■ **WORK INSTRUCTIONS**:
Pictures within the data are to be left out; everything else must be reproduced exactly.
— Start of INFORMATION SHOWN —
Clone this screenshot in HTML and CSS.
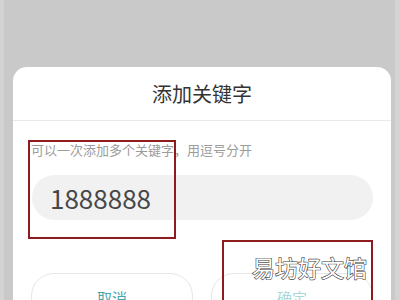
FILE: index.html
```html
<!DOCTYPE html>
<html lang="zh">
<head>
<meta charset="utf-8">
<link rel="stylesheet" href="styles.css">
</head>
<body>
<div class="screen">
  <div class="card">
    <div class="card-header">添加关键字</div>
    <div class="card-body">
      <div class="hint">可以一次添加多个关键字，用逗号分开</div>
      <div class="input">1888888</div>
      <div class="actions">
        <div class="btn btn-cancel">取消</div>
        <div class="btn btn-ok">确定</div>
      </div>
    </div>
  </div>
  <div class="mark mark-input"></div>
  <div class="mark mark-ok"></div>
  <div class="watermark">易坊好文馆</div>
</div>
</body>
</html>
```
FILE: styles.css
```css
html, body {
  margin: 0;
  padding: 0;
}
body {
  font-family: "Noto Sans CJK SC", "Noto Sans", sans-serif;
  background: #c9c9c9;
}
.screen {
  position: relative;
  width: 400px;
  height: 300px;
  overflow: hidden;
  box-sizing: border-box;
  padding: 67px 0 0 13px;
  background: linear-gradient(to right, #d3d3d3 0, #d3d3d3 4px, #c9c9c9 4px, #c9c9c9 395px, #d3d3d3 395px);
}
.card {
  width: 378px;
  height: 280px;
  background: #fff;
  border-radius: 14px;
}
.card-header {
  height: 53px;
  display: flex;
  align-items: center;
  justify-content: center;
  font-size: 20px;
  color: #333;
  border-bottom: 1px solid #e9e9e9;
}
.card-body {
  padding: 20px 18px 0 18px;
}
.hint {
  font-size: 13px;
  line-height: 18px;
  color: #9c9c9c;
  padding-left: 0;
  white-space: nowrap;
}
.input {
  margin: 16px 0 0 1px;
  height: 45px;
  border-radius: 23px;
  background: #f1f1f1;
  display: flex;
  align-items: center;
  padding-left: 18px;
  font-size: 26px;
  color: #474747;
}
.actions {
  margin-top: 53px;
  display: flex;
  gap: 18px;
}
.btn {
  flex: 1;
  height: 46px;
  border: 1px solid #e6e6e6;
  border-radius: 23px;
  display: flex;
  align-items: center;
  justify-content: center;
  font-size: 15px;
}
.btn-cancel {
  color: #45a5ae;
}
.btn-ok {
  color: #a9d9da;
}
.mark {
  position: absolute;
  border: 2.5px solid #8e1b1e;
  box-sizing: border-box;
}
.mark-input {
  left: 28px;
  top: 140px;
  width: 148px;
  height: 99px;
}
.mark-ok {
  left: 222px;
  top: 240px;
  width: 151px;
  height: 80px;
}
.watermark {
  position: absolute;
  left: 252px;
  top: 253px;
  font-size: 23px;
  line-height: 28px;
  color: #fff;
  -webkit-text-stroke: 1.2px #3a3a3a;
  paint-order: stroke fill;
  white-space: nowrap;
}
```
— End of INFORMATION SHOWN —
■ **RESPONSE FOR THIS EXERCISE**:
Clone this screenshot in HTML and CSS.
FILE: index.html
```html
<!DOCTYPE html>
<html lang="zh">
<head>
<meta charset="utf-8">
<link rel="stylesheet" href="styles.css">
</head>
<body>
<div class="screen">
  <div class="card">
    <div class="card-header">添加关键字</div>
    <div class="card-body">
      <div class="hint">可以一次添加多个关键字，用逗号分开</div>
      <div class="input">1888888</div>
      <div class="actions">
        <div class="btn btn-cancel">取消</div>
        <div class="btn btn-ok">确定</div>
      </div>
    </div>
  </div>
  <div class="mark mark-input"></div>
  <div class="mark mark-ok"></div>
  <div class="watermark">易坊好文馆</div>
</div>
</body>
</html>
```
FILE: styles.css
```css
html, body {
  margin: 0;
  padding: 0;
}
body {
  font-family: "Noto Sans CJK SC", "Noto Sans", sans-serif;
  background: #c9c9c9;
}
.screen {
  position: relative;
  width: 400px;
  height: 300px;
  overflow: hidden;
  box-sizing: border-box;
  padding: 67px 0 0 13px;
  background: linear-gradient(to right, #d3d3d3 0, #d3d3d3 4px, #c9c9c9 4px, #c9c9c9 395px, #d3d3d3 395px);
}
.card {
  width: 378px;
  height: 280px;
  background: #fff;
  border-radius: 14px;
}
.card-header {
  height: 53px;
  display: flex;
  align-items: center;
  justify-content: center;
  font-size: 20px;
  color: #333;
  border-bottom: 1px solid #e9e9e9;
}
.card-body {
  padding: 20px 18px 0 18px;
}
.hint {
  font-size: 13px;
  line-height: 18px;
  color: #9c9c9c;
  padding-left: 0;
  white-space: nowrap;
}
.input {
  margin: 16px 0 0 1px;
  height: 45px;
  border-radius: 23px;
  background: #f1f1f1;
  display: flex;
  align-items: center;
  padding-left: 18px;
  font-size: 26px;
  color: #474747;
}
.actions {
  margin-top: 53px;
  display: flex;
  gap: 18px;
}
.btn {
  flex: 1;
  height: 46px;
  border: 1px solid #e6e6e6;
  border-radius: 23px;
  display: flex;
  align-items: center;
  justify-content: center;
  font-size: 15px;
}
.btn-cancel {
  color: #45a5ae;
}
.btn-ok {
  color: #a9d9da;
}
.mark {
  position: absolute;
  border: 2.5px solid #8e1b1e;
  box-sizing: border-box;
}
.mark-input {
  left: 28px;
  top: 140px;
  width: 148px;
  height: 99px;
}
.mark-ok {
  left: 222px;
  top: 240px;
  width: 151px;
  height: 80px;
}
.watermark {
  position: absolute;
  left: 252px;
  top: 253px;
  font-size: 23px;
  line-height: 28px;
  color: #fff;
  -webkit-text-stroke: 1.2px #3a3a3a;
  paint-order: stroke fill;
  white-space: nowrap;
}
```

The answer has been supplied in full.